Their only interest appears to be in the commercial gains associated with
the ability to calculate and bargain.
I note a dismal falling off of modern young students'
awareness of poetry, which they regard as a waste of time. I remember
that among my contemporaries at college several decades ago it was commonplace
to carry a vast store of sonnets, ballads and narrative poems in one's
head. Children in primary schools could recite verse by the mile, and
were mentally better balanced as a consequence. Older students could recall
not only verse in their mother tongue, but also in French and German
Hugo, Lamartine, Heine and others.
Half the fun of reading modern light literature
resides, I think, in the ability to identify the brief snippets of quotation
turned out extempore by such characters as Jeeves and Rumpole. Such ability
is fast disappearing in the wake of current educational notions.

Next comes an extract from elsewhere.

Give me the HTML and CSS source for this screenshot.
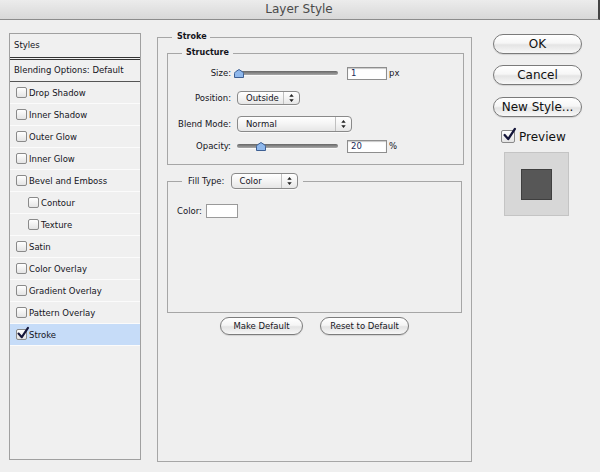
FILE: index.html
```html
<!DOCTYPE html>
<html lang="en">
<head>
    <meta charset="UTF-8">
    <meta name="viewport" content="width=device-width, initial-scale=1.0">
    <title>Layer Style</title>
    <link rel="stylesheet" href="styles.css">
</head>
<body>
    <div class="window">
        <div class="titlebar">Layer Style</div>

        <div class="main">
            <!-- effects list -->
            <div class="styles-panel">
                <div class="panel-head">Styles</div>
                <div class="panel-blend">Blending Options: Default</div>
                <ul class="style-list">
                    <li><span class="cb"></span>Drop Shadow</li>
                    <li><span class="cb"></span>Inner Shadow</li>
                    <li><span class="cb"></span>Outer Glow</li>
                    <li><span class="cb"></span>Inner Glow</li>
                    <li><span class="cb"></span>Bevel and Emboss</li>
                    <li class="sub"><span class="cb"></span>Contour</li>
                    <li class="sub"><span class="cb"></span>Texture</li>
                    <li><span class="cb"></span>Satin</li>
                    <li><span class="cb"></span>Color Overlay</li>
                    <li><span class="cb"></span>Gradient Overlay</li>
                    <li><span class="cb"></span>Pattern Overlay</li>
                    <li class="selected">
                        <span class="cb checked">
                            <svg class="tick" viewBox="0 0 12 12"><path d="M1.5 6.5 L4.8 10.2 L11 0.8"/></svg>
                        </span>Stroke
                    </li>
                </ul>
            </div>

            <!-- stroke settings -->
            <fieldset class="group group-stroke">
                <legend>Stroke</legend>

                <fieldset class="group group-structure">
                    <legend>Structure</legend>

                    <div class="row row-size">
                        <span class="label">Size:</span>
                        <div class="slider">
                            <span class="track"></span>
                            <svg class="thumb thumb-size" viewBox="0 0 10 9"><path d="M0.5 8.5 V4.5 Q0.5 3.5 1.5 2.8 L5 0.5 L8.5 2.8 Q9.5 3.5 9.5 4.5 V8.5 Z"/></svg>
                        </div>
                        <input class="num" type="text" value="1" readonly>
                        <span class="unit">px</span>
                    </div>

                    <div class="row row-position">
                        <span class="label">Position:</span>
                        <div class="select select-position">
                            <span>Outside</span>
                            <span class="arrows"><svg viewBox="0 0 5 9"><path d="M2.5 0 L5 3 H0 Z M0 6 H5 L2.5 9 Z"/></svg></span>
                        </div>
                    </div>

                    <div class="row row-blend">
                        <span class="label">Blend Mode:</span>
                        <div class="select select-blend">
                            <span>Normal</span>
                            <span class="arrows"><svg viewBox="0 0 5 9"><path d="M2.5 0 L5 3 H0 Z M0 6 H5 L2.5 9 Z"/></svg></span>
                        </div>
                    </div>

                    <div class="row row-opacity">
                        <span class="label">Opacity:</span>
                        <div class="slider">
                            <span class="track"></span>
                            <svg class="thumb thumb-opacity" viewBox="0 0 10 9"><path d="M0.5 8.5 V4.5 Q0.5 3.5 1.5 2.8 L5 0.5 L8.5 2.8 Q9.5 3.5 9.5 4.5 V8.5 Z"/></svg>
                        </div>
                        <input class="num" type="text" value="20" readonly>
                        <span class="unit">%</span>
                    </div>
                </fieldset>

                <fieldset class="group group-fill">
                    <legend>
                        <span>Fill Type:</span>
                        <span class="select select-fill">
                            <span>Color</span>
                            <span class="arrows"><svg viewBox="0 0 5 9"><path d="M2.5 0 L5 3 H0 Z M0 6 H5 L2.5 9 Z"/></svg></span>
                        </span>
                    </legend>
                    <div class="color-row">
                        <span>Color:</span>
                        <span class="swatch"></span>
                    </div>
                </fieldset>

                <div class="defaults">
                    <button class="pill pill-make">Make Default</button>
                    <button class="pill pill-reset">Reset to Default</button>
                </div>
            </fieldset>

            <!-- dialog buttons -->
            <div class="actions">
                <button class="btn-big">OK</button>
                <button class="btn-big btn-cancel">Cancel</button>
                <button class="btn-big btn-new">New Style...</button>
                <div class="preview-check">
                    <span class="cb cb-big checked">
                        <svg class="tick" viewBox="0 0 12 12"><path d="M1.5 6.5 L4.8 10.2 L11 0.8"/></svg>
                    </span>
                    Preview
                </div>
                <div class="preview-box">
                    <div class="preview-swatch"></div>
                </div>
            </div>
        </div>
    </div>
</body>
</html>
```

FILE: styles.css
```css
body {
    margin: 0;
    padding: 0;
    background-color: #efefef;
    font-family: "DejaVu Sans", "Liberation Sans", sans-serif;
    font-size: 8.5px;
    color: #14141c;
}

.window {
    width: 600px;
    height: 472px;
    overflow: hidden;
}

.titlebar {
    height: 19px;
    line-height: 19px;
    text-align: center;
    font-size: 12px;
    color: #4a4a4a;
    background: linear-gradient(#ececec, #d8d8d8);
    border-bottom: 1px solid #8c8c8c;
    border-right: 2px solid #444;
}

.main {
    display: flex;
    align-items: flex-start;
}

/* left list */
.styles-panel {
    margin: 13px 0 0 9px;
    width: 132px;
    height: 427px;
    box-sizing: border-box;
    border: 1px solid #a0a0a0;
    background-color: #f0f0f0;
}

.panel-head {
    height: 23px;
    line-height: 23px;
    padding-left: 4px;
    border-bottom: 3px double #333;
}

.panel-blend {
    height: 21px;
    line-height: 21px;
    padding-left: 4px;
    border-bottom: 1px solid #555;
}

.style-list {
    list-style: none;
    margin: 0;
    padding: 0;
}

.style-list li {
    height: 21px;
    display: flex;
    align-items: center;
    padding-left: 6px;
    border-bottom: 1px solid #fbfbfb;
}

.style-list li.sub {
    padding-left: 18px;
}

.style-list li.selected {
    background-color: #c6dcf8;
}

.cb {
    position: relative;
    width: 11px;
    height: 11px;
    box-sizing: border-box;
    margin-right: 2px;
    border: 1px solid #8a8a8a;
    border-radius: 2px;
    background: linear-gradient(#ffffff, #e4e4e4);
    flex-shrink: 0;
}

.tick {
    position: absolute;
    left: 0;
    top: -3px;
    width: 12px;
    height: 12px;
    overflow: visible;
}

.tick path {
    fill: none;
    stroke: #15163a;
    stroke-width: 2.1;
    stroke-linecap: round;
    stroke-linejoin: round;
}

/* group boxes */
.group {
    margin: 0;
    padding: 0;
    min-width: 0;
    border: 1px solid #a6a6a6;
}

.group legend {
    line-height: 12px;
    font-weight: bold;
    font-size: 8px;
}

.group-stroke {
    margin: 11px 0 0 16px;
    width: 315px;
    box-sizing: border-box;
    padding-bottom: 126px;
}

.group-stroke > legend {
    margin-left: 14px;
    padding: 0 3px 0 5px;
}

.group-structure {
    margin: 4px 7px 0 9px;
    padding-bottom: 11px;
}

.group-structure > legend {
    margin-left: 14px;
    padding: 0 4px;
}

.row {
    display: flex;
    align-items: center;
    height: 14px;
}

.row-size {
    margin-top: 7px;
}

.row-position {
    margin-top: 11px;
}

.row-blend {
    margin-top: 11px;
    height: 16px;
}

.row-opacity {
    margin-top: 7px;
}

.label {
    width: 63px;
    margin-right: 6px;
    text-align: right;
    flex-shrink: 0;
}

.slider {
    position: relative;
    width: 101px;
    height: 14px;
    margin-right: 9px;
}

.slider .track {
    position: absolute;
    left: 0;
    right: 0;
    top: 5px;
    height: 4px;
    border-radius: 2px;
    background: linear-gradient(#666, #a9a9a9);
    box-shadow: 0 1px 0 #fafafa;
}

.thumb {
    position: absolute;
    top: 3px;
    width: 10px;
    height: 9px;
}

.thumb path {
    fill: #8fb8ec;
    stroke: #3d5f93;
    stroke-width: 1;
}

.thumb-size {
    left: -3px;
}

.thumb-opacity {
    left: 19px;
}

.num {
    width: 40px;
    height: 13px;
    box-sizing: border-box;
    margin: 0;
    padding: 0 0 0 3px;
    border: 1px solid #8e8e8e;
    box-shadow: inset 0 1px 1px #c8c8c8;
    background-color: #fff;
    font-family: "DejaVu Sans", "Liberation Sans", sans-serif;
    font-size: 8.5px;
    color: #1c2a5a;
    outline: none;
}

.unit {
    margin-left: 2px;
}

.select {
    display: flex;
    align-items: center;
    height: 14px;
    box-sizing: border-box;
    padding-left: 8px;
    border: 1px solid #8a8a8a;
    border-radius: 4px;
    background: linear-gradient(#ffffff, #f4f4f4 50%, #e6e6e6);
    box-shadow: 0 1px 0 #fafafa;
    font-weight: normal;
    font-size: 8.5px;
}

.select .arrows {
    margin-left: auto;
    width: 15px;
    height: 100%;
    border-left: 1px solid #c0c0c0;
    display: flex;
    align-items: center;
    justify-content: center;
}

.select .arrows svg {
    width: 5px;
    height: 8px;
    fill: #222;
}

.select-position {
    width: 63px;
}

.select-blend {
    width: 115px;
    height: 16px;
}

.select-fill {
    width: 67px;
    height: 16px;
    padding-left: 7px;
    margin-left: 7px;
}

.group-fill {
    margin: 8px 9px 0 9px;
    padding: 0 0 94px 9px;
}

.group-fill > legend {
    display: flex;
    align-items: center;
    height: 16px;
    margin-left: 5px;
    padding: 0 5px 0 6px;
    font-weight: normal;
    font-size: 8.5px;
}

.color-row {
    display: flex;
    align-items: center;
    margin-top: 15px;
}

.swatch {
    width: 32px;
    height: 14px;
    box-sizing: border-box;
    margin-left: 4px;
    border: 1px solid #9a9a9a;
    background-color: #fff;
}

.defaults {
    display: flex;
    justify-content: center;
    gap: 17px;
    margin-top: 4px;
}

.pill {
    height: 18px;
    padding: 0;
    border: 1px solid #7c7c7c;
    border-radius: 9px;
    background: linear-gradient(#ffffff, #f5f5f5 45%, #e3e3e3 55%, #f7f7f7);
    box-shadow: 0 1px 1px rgba(0, 0, 0, 0.12);
    font-family: "DejaVu Sans", "Liberation Sans", sans-serif;
    font-size: 8.5px;
    color: #16161e;
}

.pill-make {
    width: 83px;
}

.pill-reset {
    width: 89px;
}

/* right column */
.actions {
    margin: 14px 0 0 21px;
    width: 90px;
    display: flex;
    flex-direction: column;
}

.btn-big {
    width: 89px;
    height: 20px;
    padding: 0;
    border: 1px solid #7a7a7a;
    border-radius: 10px;
    background: linear-gradient(#ffffff, #f6f6f6 45%, #e4e4e4 55%, #f8f8f8);
    box-shadow: 0 1px 1px rgba(0, 0, 0, 0.12);
    font-family: "DejaVu Sans", "Liberation Sans", sans-serif;
    font-size: 12px;
    color: #111;
}

.btn-cancel {
    margin-top: 11px;
}

.btn-new {
    margin-top: 12px;
}

.preview-check {
    display: flex;
    align-items: center;
    height: 15px;
    margin: 12px 0 0 8px;
    font-size: 12px;
    color: #111;
}

.cb-big {
    width: 14px;
    height: 13px;
    margin-right: 4px;
}

.cb-big .tick {
    left: 1px;
    top: -3px;
    width: 13px;
    height: 13px;
}

.preview-box {
    width: 65px;
    height: 64px;
    box-sizing: border-box;
    margin: 8px 0 0 11px;
    border: 1px solid #c4c4c4;
    background-color: #d7d7d7;
    display: flex;
    align-items: center;
    justify-content: center;
}

.preview-swatch {
    width: 31px;
    height: 31px;
    box-sizing: border-box;
    border: 1px solid #3f3f3f;
    background-color: #575757;
}
```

For philosophers, poetry can represent or describe,
but may also celebrate, praise, mourn, or offer alternative views of the
world of the intellect. It expresses and may transform the common emotions
and add to their precision. It involves sound and rhythm as well as significance,
and so partakes of the nature of music, and can convey abstract concepts.
It is not surprising that Shelley in 1821 should have remarked: "Poets
are the unacknowledged legislators of the world."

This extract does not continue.